I recently had N84MR in for it’s first real inspection (a mini-100-hr).
Everything checked out really well… until, after it was all buttoned up, I got a call from the Authorized Service Center asking “Do you have any special tricks to starting your engine?”
So I told them… Yes… I’ve found that if I get it good and warm (Reiff preheat), prime for a really long time (40 seconds), and “punch” the primer button repeatedly and frequently during cranking, it starts with no problem, although it takes awhile, and I can’t open the throttle beyond a crack for about two minutes without it coughing and often dying.
This got a response of “It shouldn’t be that way”. I hadn’t questioned the behavior because of all the previous discussion here about how hard it can be to start the engine; I was simply happy to have found a technique that works reliably.
The A&P told me that clearly there was not enough fuel getting to the injector manifold; and that maybe I need a new fuel pump.

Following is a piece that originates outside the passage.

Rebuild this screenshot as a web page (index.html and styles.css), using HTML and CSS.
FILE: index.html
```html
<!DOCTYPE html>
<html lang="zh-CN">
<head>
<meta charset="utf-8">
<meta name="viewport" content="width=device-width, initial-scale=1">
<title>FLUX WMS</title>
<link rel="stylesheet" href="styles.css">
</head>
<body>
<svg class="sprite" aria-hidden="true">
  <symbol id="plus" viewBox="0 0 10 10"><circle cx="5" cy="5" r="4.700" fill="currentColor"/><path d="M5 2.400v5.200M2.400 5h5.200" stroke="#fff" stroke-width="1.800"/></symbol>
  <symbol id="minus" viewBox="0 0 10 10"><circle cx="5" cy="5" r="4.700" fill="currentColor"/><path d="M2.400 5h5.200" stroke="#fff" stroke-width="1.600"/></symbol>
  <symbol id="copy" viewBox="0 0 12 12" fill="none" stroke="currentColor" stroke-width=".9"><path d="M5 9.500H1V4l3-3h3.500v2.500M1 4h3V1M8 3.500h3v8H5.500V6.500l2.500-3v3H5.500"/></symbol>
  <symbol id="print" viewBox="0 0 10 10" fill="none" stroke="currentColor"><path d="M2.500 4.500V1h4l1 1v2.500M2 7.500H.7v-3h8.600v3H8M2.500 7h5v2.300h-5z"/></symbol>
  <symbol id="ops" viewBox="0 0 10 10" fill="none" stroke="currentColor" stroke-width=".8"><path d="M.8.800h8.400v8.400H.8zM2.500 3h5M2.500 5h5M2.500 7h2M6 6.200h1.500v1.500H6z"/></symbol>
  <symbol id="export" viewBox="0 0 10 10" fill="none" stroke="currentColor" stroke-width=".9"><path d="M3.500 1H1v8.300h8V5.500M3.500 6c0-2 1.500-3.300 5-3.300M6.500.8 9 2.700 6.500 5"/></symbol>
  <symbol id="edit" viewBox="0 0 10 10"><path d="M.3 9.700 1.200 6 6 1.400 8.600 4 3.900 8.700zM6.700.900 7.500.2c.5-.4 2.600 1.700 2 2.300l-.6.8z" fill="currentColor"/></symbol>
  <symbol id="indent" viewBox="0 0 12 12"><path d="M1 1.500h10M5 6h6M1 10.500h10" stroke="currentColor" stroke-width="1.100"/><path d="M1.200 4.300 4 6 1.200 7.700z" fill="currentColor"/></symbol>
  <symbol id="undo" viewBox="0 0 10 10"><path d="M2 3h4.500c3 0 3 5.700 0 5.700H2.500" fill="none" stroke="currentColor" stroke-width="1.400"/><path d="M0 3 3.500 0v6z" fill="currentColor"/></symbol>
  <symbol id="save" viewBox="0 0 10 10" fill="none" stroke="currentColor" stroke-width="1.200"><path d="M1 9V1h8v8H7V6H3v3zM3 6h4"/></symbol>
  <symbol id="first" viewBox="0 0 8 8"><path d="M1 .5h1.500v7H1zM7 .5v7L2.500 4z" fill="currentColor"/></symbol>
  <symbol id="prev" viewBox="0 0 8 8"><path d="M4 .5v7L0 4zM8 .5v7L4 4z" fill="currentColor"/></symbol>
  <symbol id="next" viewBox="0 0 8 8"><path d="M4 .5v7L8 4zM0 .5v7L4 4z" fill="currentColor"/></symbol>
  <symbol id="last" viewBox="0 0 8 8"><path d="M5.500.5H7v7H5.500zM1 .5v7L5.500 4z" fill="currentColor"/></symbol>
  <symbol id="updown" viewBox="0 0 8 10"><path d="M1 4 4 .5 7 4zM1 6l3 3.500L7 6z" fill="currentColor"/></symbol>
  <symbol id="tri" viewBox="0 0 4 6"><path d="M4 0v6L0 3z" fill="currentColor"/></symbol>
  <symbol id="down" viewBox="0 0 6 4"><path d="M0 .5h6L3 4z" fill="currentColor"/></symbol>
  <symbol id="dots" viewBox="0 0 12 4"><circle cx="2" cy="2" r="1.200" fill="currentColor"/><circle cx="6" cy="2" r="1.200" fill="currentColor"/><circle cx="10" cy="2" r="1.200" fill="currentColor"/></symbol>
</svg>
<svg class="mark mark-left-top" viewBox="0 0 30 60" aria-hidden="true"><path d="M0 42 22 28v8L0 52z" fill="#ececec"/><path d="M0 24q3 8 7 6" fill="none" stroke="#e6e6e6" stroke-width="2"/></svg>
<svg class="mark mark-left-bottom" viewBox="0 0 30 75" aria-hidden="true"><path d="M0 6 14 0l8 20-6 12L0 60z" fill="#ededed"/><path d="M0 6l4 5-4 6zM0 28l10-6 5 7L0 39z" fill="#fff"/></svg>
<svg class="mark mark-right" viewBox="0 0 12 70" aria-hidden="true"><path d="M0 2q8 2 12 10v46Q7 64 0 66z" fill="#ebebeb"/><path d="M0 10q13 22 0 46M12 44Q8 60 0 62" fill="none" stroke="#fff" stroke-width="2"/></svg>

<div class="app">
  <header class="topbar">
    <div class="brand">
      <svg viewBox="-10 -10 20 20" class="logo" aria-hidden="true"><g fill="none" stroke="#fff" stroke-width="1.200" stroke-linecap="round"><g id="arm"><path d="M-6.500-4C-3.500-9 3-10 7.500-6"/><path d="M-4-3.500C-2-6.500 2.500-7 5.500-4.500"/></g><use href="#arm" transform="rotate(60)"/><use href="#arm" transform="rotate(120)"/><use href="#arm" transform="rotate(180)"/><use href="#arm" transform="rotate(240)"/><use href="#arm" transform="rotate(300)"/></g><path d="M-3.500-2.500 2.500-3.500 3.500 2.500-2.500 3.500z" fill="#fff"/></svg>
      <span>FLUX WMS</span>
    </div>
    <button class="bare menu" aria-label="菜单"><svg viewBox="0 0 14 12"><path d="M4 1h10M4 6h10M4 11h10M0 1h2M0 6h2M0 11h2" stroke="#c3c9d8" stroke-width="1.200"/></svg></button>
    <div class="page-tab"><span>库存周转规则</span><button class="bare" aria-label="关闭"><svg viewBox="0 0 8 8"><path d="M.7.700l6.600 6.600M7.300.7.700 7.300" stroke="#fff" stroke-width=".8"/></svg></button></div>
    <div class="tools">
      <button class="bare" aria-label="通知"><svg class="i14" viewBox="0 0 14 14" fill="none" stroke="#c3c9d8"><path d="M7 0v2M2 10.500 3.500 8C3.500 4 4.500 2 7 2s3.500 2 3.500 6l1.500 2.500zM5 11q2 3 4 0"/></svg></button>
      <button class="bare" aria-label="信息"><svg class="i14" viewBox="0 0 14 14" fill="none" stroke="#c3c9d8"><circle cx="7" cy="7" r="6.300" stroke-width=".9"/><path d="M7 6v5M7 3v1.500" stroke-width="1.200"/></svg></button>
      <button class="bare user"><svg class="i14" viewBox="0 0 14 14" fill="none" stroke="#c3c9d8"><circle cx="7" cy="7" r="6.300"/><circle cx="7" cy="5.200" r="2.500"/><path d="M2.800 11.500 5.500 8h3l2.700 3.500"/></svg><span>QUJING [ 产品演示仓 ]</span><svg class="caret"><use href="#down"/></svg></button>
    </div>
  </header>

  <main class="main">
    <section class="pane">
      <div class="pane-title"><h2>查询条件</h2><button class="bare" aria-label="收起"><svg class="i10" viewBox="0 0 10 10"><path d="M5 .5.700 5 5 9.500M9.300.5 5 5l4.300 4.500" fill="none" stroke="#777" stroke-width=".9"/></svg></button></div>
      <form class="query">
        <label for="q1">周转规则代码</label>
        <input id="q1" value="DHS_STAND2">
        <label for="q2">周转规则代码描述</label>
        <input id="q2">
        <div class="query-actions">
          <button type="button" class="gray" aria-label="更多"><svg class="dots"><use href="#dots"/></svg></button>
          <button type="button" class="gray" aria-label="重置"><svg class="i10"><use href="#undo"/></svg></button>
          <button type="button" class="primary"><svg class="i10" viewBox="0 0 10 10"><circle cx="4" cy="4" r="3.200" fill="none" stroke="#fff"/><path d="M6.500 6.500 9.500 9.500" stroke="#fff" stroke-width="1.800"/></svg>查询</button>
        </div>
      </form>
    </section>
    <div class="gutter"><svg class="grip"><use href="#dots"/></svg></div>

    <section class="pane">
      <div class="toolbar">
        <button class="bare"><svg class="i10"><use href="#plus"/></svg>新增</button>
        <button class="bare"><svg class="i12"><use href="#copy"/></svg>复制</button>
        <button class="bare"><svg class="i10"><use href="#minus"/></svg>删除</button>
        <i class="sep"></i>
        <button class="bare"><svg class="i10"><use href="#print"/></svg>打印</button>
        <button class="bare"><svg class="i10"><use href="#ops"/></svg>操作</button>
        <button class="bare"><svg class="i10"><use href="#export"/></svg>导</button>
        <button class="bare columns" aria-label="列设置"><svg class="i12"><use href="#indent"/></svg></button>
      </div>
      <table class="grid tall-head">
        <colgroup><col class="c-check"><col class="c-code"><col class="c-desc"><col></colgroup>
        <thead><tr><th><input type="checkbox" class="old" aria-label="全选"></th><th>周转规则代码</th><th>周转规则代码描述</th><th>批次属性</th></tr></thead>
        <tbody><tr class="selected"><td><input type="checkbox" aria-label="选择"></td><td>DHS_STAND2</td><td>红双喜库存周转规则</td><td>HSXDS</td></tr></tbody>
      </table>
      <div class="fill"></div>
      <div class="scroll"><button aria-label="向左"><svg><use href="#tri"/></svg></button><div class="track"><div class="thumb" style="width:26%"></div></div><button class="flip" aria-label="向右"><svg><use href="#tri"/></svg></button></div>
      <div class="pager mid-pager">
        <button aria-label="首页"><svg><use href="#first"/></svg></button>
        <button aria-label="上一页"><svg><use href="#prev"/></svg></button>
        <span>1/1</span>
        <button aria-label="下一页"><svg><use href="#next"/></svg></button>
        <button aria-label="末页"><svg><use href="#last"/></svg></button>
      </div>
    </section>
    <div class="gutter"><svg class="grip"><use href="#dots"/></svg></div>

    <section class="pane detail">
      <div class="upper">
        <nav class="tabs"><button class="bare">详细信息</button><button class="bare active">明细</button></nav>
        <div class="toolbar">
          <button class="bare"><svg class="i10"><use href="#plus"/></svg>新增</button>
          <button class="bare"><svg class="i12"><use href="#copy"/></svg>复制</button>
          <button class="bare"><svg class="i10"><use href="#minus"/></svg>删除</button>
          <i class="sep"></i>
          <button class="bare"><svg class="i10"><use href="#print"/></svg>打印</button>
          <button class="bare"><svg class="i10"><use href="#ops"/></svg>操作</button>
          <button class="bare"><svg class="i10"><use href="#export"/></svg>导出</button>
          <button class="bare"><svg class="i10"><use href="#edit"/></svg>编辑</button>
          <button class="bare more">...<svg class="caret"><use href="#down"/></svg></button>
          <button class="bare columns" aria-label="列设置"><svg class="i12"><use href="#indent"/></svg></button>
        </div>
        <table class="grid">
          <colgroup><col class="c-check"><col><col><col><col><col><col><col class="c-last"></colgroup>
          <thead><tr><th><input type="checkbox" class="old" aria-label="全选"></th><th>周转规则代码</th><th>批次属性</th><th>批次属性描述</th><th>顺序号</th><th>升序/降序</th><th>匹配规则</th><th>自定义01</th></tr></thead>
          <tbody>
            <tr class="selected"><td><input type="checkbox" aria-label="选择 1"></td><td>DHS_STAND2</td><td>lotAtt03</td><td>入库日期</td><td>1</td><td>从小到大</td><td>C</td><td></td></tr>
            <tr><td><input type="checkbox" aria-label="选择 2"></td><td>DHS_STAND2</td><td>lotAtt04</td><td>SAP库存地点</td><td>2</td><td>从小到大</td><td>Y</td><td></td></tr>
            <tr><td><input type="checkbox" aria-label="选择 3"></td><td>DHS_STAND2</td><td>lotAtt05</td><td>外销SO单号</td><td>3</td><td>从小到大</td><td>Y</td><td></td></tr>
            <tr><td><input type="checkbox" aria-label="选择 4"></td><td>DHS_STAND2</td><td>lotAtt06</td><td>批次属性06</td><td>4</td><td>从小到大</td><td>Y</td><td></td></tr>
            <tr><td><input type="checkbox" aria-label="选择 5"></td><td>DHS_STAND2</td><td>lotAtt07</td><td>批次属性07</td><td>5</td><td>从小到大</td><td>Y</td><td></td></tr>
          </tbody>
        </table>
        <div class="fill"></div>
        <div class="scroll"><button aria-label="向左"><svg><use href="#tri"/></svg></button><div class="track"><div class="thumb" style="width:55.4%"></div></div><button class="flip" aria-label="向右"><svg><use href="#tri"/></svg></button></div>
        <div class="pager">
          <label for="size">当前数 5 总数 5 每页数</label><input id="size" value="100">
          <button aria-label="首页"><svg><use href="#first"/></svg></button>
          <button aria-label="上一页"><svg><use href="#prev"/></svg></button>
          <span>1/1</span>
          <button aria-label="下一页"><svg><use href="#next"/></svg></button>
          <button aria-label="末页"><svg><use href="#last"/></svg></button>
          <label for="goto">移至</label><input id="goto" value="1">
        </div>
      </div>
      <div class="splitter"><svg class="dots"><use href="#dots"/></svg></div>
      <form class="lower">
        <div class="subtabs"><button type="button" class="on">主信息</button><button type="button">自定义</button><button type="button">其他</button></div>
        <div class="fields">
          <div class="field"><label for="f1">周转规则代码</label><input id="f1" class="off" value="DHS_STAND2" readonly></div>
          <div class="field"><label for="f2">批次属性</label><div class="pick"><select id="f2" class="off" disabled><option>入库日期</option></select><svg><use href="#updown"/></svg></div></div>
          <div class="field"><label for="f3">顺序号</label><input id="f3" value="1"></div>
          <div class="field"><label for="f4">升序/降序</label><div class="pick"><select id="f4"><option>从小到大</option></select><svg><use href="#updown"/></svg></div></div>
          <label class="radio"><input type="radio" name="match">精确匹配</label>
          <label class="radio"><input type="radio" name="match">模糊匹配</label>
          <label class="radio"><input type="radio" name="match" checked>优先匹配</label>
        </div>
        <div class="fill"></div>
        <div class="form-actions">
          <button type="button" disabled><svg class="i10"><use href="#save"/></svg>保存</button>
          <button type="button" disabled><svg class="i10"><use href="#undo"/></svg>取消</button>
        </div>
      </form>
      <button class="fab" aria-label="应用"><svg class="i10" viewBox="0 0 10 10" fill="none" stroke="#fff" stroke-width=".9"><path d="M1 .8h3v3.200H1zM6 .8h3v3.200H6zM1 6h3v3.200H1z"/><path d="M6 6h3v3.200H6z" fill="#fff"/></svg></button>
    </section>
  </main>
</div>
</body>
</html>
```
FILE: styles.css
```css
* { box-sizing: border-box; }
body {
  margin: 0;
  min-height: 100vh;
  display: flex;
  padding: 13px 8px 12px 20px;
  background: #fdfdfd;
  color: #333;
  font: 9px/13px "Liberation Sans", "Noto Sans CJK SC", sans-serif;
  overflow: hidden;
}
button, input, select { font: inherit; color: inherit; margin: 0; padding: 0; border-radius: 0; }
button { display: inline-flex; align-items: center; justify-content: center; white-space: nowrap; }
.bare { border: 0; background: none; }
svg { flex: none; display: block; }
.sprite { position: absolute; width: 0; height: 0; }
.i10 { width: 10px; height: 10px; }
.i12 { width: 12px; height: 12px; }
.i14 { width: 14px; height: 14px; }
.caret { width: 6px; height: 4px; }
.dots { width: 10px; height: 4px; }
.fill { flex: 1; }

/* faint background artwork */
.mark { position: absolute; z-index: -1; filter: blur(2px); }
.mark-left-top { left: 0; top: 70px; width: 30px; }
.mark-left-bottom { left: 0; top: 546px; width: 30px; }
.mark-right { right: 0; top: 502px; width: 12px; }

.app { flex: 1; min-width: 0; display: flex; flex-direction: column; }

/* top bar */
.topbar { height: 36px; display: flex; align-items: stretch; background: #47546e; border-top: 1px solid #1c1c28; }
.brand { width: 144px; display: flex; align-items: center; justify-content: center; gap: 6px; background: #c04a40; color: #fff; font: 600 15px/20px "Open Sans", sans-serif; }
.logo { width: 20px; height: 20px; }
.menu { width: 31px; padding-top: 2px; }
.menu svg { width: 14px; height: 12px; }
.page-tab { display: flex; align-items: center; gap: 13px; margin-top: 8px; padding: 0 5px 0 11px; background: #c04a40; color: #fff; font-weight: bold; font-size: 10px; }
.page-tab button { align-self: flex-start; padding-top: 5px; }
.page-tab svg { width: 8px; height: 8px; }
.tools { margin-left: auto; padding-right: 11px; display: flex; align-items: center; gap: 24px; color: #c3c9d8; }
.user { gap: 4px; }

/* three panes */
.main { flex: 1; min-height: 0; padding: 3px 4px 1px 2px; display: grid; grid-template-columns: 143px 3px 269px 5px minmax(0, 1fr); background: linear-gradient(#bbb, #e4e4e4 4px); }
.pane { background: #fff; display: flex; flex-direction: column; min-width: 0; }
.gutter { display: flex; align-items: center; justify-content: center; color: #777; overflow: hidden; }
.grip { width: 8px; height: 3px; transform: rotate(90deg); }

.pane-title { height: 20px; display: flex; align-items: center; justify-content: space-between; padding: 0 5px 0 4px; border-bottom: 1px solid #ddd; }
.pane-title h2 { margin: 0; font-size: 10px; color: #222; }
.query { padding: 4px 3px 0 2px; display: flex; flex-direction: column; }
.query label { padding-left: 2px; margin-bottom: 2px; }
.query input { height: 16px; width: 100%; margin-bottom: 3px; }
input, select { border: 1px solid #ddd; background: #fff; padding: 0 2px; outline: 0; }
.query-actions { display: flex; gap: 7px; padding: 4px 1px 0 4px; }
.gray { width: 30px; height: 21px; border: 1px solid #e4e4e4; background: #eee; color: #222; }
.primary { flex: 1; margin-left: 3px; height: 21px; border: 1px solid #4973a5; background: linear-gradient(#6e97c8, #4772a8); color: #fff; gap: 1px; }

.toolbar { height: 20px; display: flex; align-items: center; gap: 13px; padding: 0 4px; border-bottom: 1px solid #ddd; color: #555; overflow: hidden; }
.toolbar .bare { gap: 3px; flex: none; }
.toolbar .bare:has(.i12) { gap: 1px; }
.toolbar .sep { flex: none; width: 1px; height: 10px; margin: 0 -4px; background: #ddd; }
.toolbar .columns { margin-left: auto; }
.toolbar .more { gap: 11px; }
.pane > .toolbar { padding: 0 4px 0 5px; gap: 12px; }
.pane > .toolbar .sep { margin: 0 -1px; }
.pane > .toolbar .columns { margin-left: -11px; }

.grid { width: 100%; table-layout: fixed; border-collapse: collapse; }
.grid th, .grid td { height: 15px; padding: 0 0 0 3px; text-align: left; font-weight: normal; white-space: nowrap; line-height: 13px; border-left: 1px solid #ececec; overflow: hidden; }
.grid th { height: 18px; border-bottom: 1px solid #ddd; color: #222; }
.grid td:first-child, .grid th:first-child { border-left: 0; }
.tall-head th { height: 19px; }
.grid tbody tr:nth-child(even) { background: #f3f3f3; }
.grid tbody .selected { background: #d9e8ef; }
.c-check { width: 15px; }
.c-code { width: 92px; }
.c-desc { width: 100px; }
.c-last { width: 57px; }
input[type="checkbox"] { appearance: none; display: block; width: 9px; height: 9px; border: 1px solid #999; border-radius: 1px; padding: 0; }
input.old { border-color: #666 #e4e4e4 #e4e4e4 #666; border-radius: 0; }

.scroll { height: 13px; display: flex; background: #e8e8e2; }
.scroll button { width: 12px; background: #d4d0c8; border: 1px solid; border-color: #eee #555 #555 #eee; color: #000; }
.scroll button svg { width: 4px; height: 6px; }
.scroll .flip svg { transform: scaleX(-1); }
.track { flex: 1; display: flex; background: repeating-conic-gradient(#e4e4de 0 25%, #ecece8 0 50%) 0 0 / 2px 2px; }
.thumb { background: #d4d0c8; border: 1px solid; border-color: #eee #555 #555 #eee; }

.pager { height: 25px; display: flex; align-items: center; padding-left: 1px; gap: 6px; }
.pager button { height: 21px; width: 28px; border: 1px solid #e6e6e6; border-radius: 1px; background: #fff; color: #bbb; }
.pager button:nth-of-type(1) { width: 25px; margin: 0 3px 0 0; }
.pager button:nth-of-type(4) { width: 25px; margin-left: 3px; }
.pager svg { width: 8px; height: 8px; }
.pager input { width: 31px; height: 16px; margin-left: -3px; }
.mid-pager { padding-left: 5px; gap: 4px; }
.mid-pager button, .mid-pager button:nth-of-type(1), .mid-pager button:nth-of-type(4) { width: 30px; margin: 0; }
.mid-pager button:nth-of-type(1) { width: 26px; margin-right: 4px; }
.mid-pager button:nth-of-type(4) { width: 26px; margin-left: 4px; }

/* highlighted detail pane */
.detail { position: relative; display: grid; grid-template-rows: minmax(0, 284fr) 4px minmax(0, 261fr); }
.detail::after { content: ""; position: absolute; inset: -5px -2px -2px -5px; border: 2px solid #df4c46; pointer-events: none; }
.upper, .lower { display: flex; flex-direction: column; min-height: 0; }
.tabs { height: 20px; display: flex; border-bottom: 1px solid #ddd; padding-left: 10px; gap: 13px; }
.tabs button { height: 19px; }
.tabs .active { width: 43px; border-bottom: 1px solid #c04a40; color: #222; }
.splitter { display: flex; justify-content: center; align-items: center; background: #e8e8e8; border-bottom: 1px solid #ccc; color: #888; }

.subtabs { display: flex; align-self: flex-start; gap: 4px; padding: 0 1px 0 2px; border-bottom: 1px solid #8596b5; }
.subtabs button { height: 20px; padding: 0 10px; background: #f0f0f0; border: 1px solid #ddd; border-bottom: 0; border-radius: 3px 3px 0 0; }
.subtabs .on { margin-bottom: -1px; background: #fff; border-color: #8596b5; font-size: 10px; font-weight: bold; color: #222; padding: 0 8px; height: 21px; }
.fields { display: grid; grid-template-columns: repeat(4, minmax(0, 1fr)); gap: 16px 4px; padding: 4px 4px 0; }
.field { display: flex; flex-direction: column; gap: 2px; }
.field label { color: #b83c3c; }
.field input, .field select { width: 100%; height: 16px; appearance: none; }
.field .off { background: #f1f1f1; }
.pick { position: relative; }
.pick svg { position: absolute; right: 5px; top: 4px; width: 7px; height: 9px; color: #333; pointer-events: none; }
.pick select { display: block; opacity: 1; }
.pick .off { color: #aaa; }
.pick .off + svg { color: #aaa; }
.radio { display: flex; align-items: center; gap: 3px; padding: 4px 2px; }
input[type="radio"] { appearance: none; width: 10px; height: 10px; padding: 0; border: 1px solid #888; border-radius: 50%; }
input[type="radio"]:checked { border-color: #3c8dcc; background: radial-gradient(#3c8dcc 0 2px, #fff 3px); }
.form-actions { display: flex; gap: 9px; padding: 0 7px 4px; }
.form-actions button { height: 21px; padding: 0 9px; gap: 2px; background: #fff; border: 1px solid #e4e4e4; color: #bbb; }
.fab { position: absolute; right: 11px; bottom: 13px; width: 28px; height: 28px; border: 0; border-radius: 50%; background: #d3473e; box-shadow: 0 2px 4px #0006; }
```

He would discuss it with Cirrus.
What he learned is that the fuel pump has an adjustable voltage limiting device on it, which may have been set too low (it was). He later explained to me that there is a poppet valve in the injector manifold, and the fuel pump was not generating sufficient pressure to lift it. If the poppet valve doesn’t open, it matters not how long you prime - no fuel will get into the manifold. The reason it worked for me is that with each “punch” of the primer switch, a little bit of fuel made it into the manifold as the pump first started, before the limiting circuit kicked in. With enough of those little squirts, the engine would start (but not run very happily at first).
The (happy) end of the story is that now my SR20 has gone from being among the most difficult of engines to start, to being about the easiest of all in my experience. This problem and fix may have been unique to me, but I suspect not. In any event, it’s well worth looking into.